All that and great recipes for cassoulet à la Toulouse and Balkan ajvar. “Proust had madeleines; Paula Wolfert has eggplants.” A bittersweet cookbook that will make you cry and hungry at the same time.

What She Ate by Laura Shapiro (Viking, 320 pages, $36)

The relationship to food is a lens for considering the life and times of six famous women, while making a meal of culinary biography. For Helen Gurley Brown it’s a torment of self-denial (her problematic body image is internalized misogyny and meant she survived on tuna salad and vitamin pills).

For Rosa Lewis food is nourishment and ambition, whereas Eleanor Roosevelt didn’t initially care about food – her White House was known for its awful meals. This is in part because the official housekeeper was simply a friend of hers who needed a job but wasn’t much of a cook, but Shapiro suggests Roosevelt was also serving up her rage to her philandering husband in the form of food.

The Wine Lover’s Daughter by Anne Fadiman (Farrar, Strauss & Giroux, 272 pages, $32.50)
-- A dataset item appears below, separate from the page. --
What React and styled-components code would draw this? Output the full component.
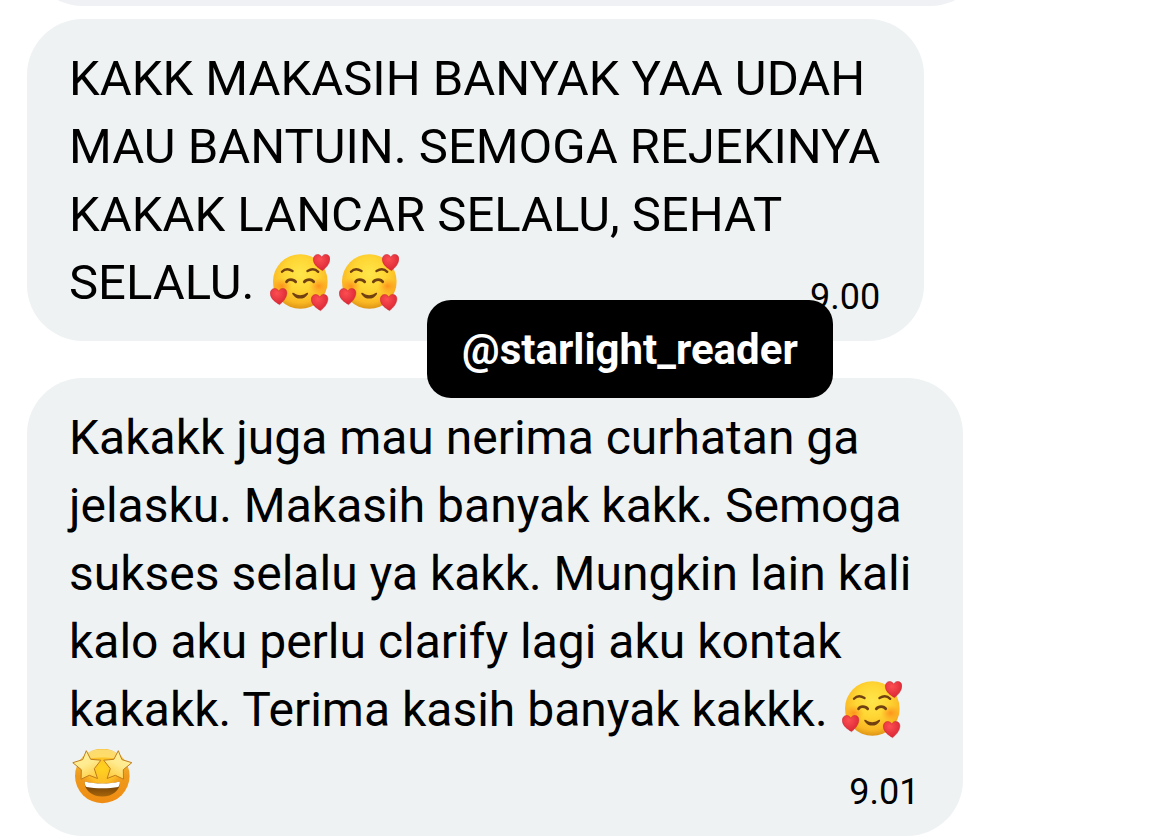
import styled, { createGlobalStyle } from "styled-components";

const GlobalStyle = createGlobalStyle`
  body {
    margin: 0;
    background: #fff;
    color: #000;
    font-family: Roboto, "Liberation Sans", sans-serif;
  }
`;

const Chat = styled.main`
  display: flex;
  flex-direction: column;
  padding-left: 27px;
  overflow: hidden;
`;

// Older message, scrolled almost out of view
const ScrolledOut = styled.div`
  display: flex;
  align-items: flex-end;
  height: 6px;
  margin-bottom: 13px;
  overflow: hidden;
`;

const OldBubble = styled.div`
  flex: none;
  width: 84%;
  height: 120px;
  background: #eff1f4;
  border-radius: 56px;
`;

const Message = styled.div`
  position: relative;
  margin-bottom: ${(props) => props.$gap || 0}px;
`;

const Bubble = styled.article`
  display: grid;
  box-sizing: border-box;
  width: ${(props) => props.$width || "fit-content"};
  padding: 26px 44px 24px 42px;
  background: #eef2f3;
  border-radius: 56px;
`;

const Text = styled.p`
  grid-area: 1 / 1;
  margin: 0;
  font-size: ${(props) => props.$size}px;
  line-height: 68px;
  white-space: nowrap;
`;

const Line = styled.span`
  display: block;
`;

const Time = styled.time`
  grid-area: 1 / 1;
  place-self: end;
  font-size: 36px;
  line-height: 40px;
`;

const Handle = styled.div`
  position: absolute;
  z-index: 1;
  left: 400px;
  bottom: -57px;
  padding: 2px 35px 0;
  background: #000;
  border-radius: 24px;
  color: #fff;
  font-size: 42px;
  font-weight: 700;
  line-height: 96px;
`;

const Emoji = styled.svg`
  width: 60px;
  height: 58px;
  margin: 0 6px 0 3px;
  vertical-align: -13px;
`;

function Heart({ x, y }) {
  return (
    <path
      transform={`translate(${x} ${y})`}
      d="M9.6 16.6C5.2 14 .9 10.8.4 6.2 0 2.9 1.9.6 4.4.5c2-.1 3.500 1 4.200 2.700C9.600 1.300 11.300.2 13.300.4c2.500.3 4 2.700 3.500 5.700-.6 4.200-3.800 7.800-7.200 10.500z"
      fill="url(#heart)"
      stroke="#c4202c"
      strokeWidth=".5"
    />
  );
}

function HeartsFace() {
  return (
    <Emoji viewBox="0 0 60 58" role="img" aria-label="Smiling face with hearts">
      <defs>
        <radialGradient id="face" cx=".5" cy=".36" r=".66">
          <stop offset="0" stopColor="#ffe64a" />
          <stop offset=".45" stopColor="#ffd634" />
          <stop offset=".8" stopColor="#fab824" />
          <stop offset="1" stopColor="#d98e14" />
        </radialGradient>
        <radialGradient id="blush">
          <stop offset="0" stopColor="#ff7010" stopOpacity=".6" />
          <stop offset="1" stopColor="#ff8a1c" stopOpacity="0" />
        </radialGradient>
        <radialGradient id="heart" cx=".4" cy=".3" r=".7">
          <stop offset="0" stopColor="#fb4e52" />
          <stop offset="1" stopColor="#dc2735" />
        </radialGradient>
      </defs>
      <circle cx="30.3" cy="27.5" r="27.3" fill="url(#face)" />
      <ellipse cx="12" cy="32" rx="10" ry="8" fill="url(#blush)" />
      <ellipse cx="48.5" cy="32" rx="10" ry="8" fill="url(#blush)" />
      <g fill="none" stroke="#704010" strokeLinecap="round" strokeLinejoin="round">
        <path d="M12 17.800C14.500 15 18.500 14.500 22.500 17M37.500 17C41.500 14.500 45.500 15 48.200 17.800" strokeWidth="2.400" />
        <path d="M16.500 27.800C18 24.800 23.500 24.800 25.700 27.800M34.300 27.800C36.500 24.800 42 24.800 43.700 27.800" strokeWidth="2.800" />
      </g>
      <path
        d="M22.700 38.700c-.7.3-.5 1 0 1.700 3.500 5.600 11.400 5.600 15 0 .5-.7.6-1.400 0-1.700-.6-.3-1.300.4-2 .9-3.300 2.100-7.700 2.100-11 0-.7-.5-1.400-1.200-2-.9z"
        fill="#704010"
      />
      <Heart x={43} y={0} />
      <Heart x={0} y={34} />
      <Heart x={41} y={40} />
    </Emoji>
  );
}

function StarFace() {
  const star =
    "M14.300 3.700 18.700 12.300 28.900 13.200 22.300 21.700 25.500 31.500 17.300 28.300 9.100 32.200 9.300 22.700.8 15.700 10.700 12.600Z";
  return (
    <Emoji viewBox="0 2 60 58" role="img" aria-label="Star-struck">
      <defs>
        <linearGradient id="starFace" x1="0" y1="0" x2="0" y2="1">
          <stop offset="0" stopColor="#f7c843" />
          <stop offset=".5" stopColor="#ee9a1c" />
          <stop offset="1" stopColor="#ef8c12" />
        </linearGradient>
        <radialGradient id="starGlow" cx=".5" cy=".4" r=".5">
          <stop offset="0" stopColor="#ffd31f" />
          <stop offset=".6" stopColor="#fcbc26" />
          <stop offset="1" stopColor="#f6a51f" stopOpacity="0" />
        </radialGradient>
        <linearGradient id="star" x1=".2" y1="0" x2=".7" y2="1">
          <stop offset="0" stopColor="#fff3a0" />
          <stop offset=".5" stopColor="#ffea8e" />
          <stop offset="1" stopColor="#ffcb38" />
        </linearGradient>
        <linearGradient id="mouth" x1="0" y1="0" x2="0" y2="1">
          <stop offset="0" stopColor="#5f3304" />
          <stop offset="1" stopColor="#a8660a" />
        </linearGradient>
      </defs>
      <circle cx="30.3" cy="28.9" r="27.3" fill="url(#starFace)" />
      <circle cx="30.3" cy="26" r="24" fill="url(#starGlow)" />
      <path d="M9 13.500C14 3.500 24 2.500 30.300 2.500S46.600 3.500 51.600 13.500C44 9.500 16.600 9.500 9 13.500z" fill="#fff29a" opacity=".6" />
      <path d="M12.700 34.500c11 3 24.200 3 35.200 0 .6 8.700-7.300 15-17.600 15s-18.200-6.300-17.600-15z" fill="url(#mouth)" />
      <path d="M12.800 34.400c11 2.800 24 2.800 35 0 .2 2.100-.3 4.200-1.600 5.500-9.400 1.700-22.400 1.700-31.800 0-1.300-1.300-1.800-3.400-1.600-5.500z" fill="#fff" />
      <g fill="url(#star)" stroke="#c07d1c" strokeWidth="1" strokeLinejoin="round">
        <path d={star} />
        <path d={star} transform="matrix(-1 0 0 1 60.600 0)" />
      </g>
    </Emoji>
  );
}

export default function App() {
  return (
    <>
      <GlobalStyle />
      <Chat>
        <ScrolledOut>
          <OldBubble />
        </ScrolledOut>
        <Message $gap={37}>
          <Bubble>
            <Text $size={49}>
              <Line>KAKK MAKASIH BANYAK YAA UDAH</Line>
              <Line>MAU BANTUIN. SEMOGA REJEKINYA</Line>
              <Line>KAKAK LANCAR SELALU, SEHAT</Line>
              <Line>
                SELALU. <HeartsFace />
                <HeartsFace />
              </Line>
            </Text>
            <Time dateTime="09:00">9.00</Time>
          </Bubble>
          <Handle>@starlight_reader</Handle>
        </Message>
        <Message>
          <Bubble $width="82%">
            <Text $size={48}>
              <Line>Kakakk juga mau nerima curhatan ga</Line>
              <Line>jelasku. Makasih banyak kakk. Semoga</Line>
              <Line>sukses selalu ya kakk. Mungkin lain kali</Line>
              <Line>kalo aku perlu clarify lagi aku kontak</Line>
              <Line>
                kakakk. Terima kasih banyak kakkk. <HeartsFace />
              </Line>
              <Line>
                <StarFace />
              </Line>
            </Text>
            <Time dateTime="09:01">9.01</Time>
          </Bubble>
        </Message>
      </Chat>
    </>
  );
}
Literary celebrity Clifton Fadiman was a mainstay on the radio game show Information Place. He also had a passion for collecting wine. His journalist daughter considers the roots of his oenophilia in this absorbing memoir, and a household where grapes were prized as highly as words.

Nobu: A Memoir by Nobu Matsuhisa (Atria, 224 pages, $34)

Nobu Matsuhisa’s memoir is as much about his Japanese cuisine as about the life lessons and entrepreneurship that lead to his Hollywood hotspot restaurants.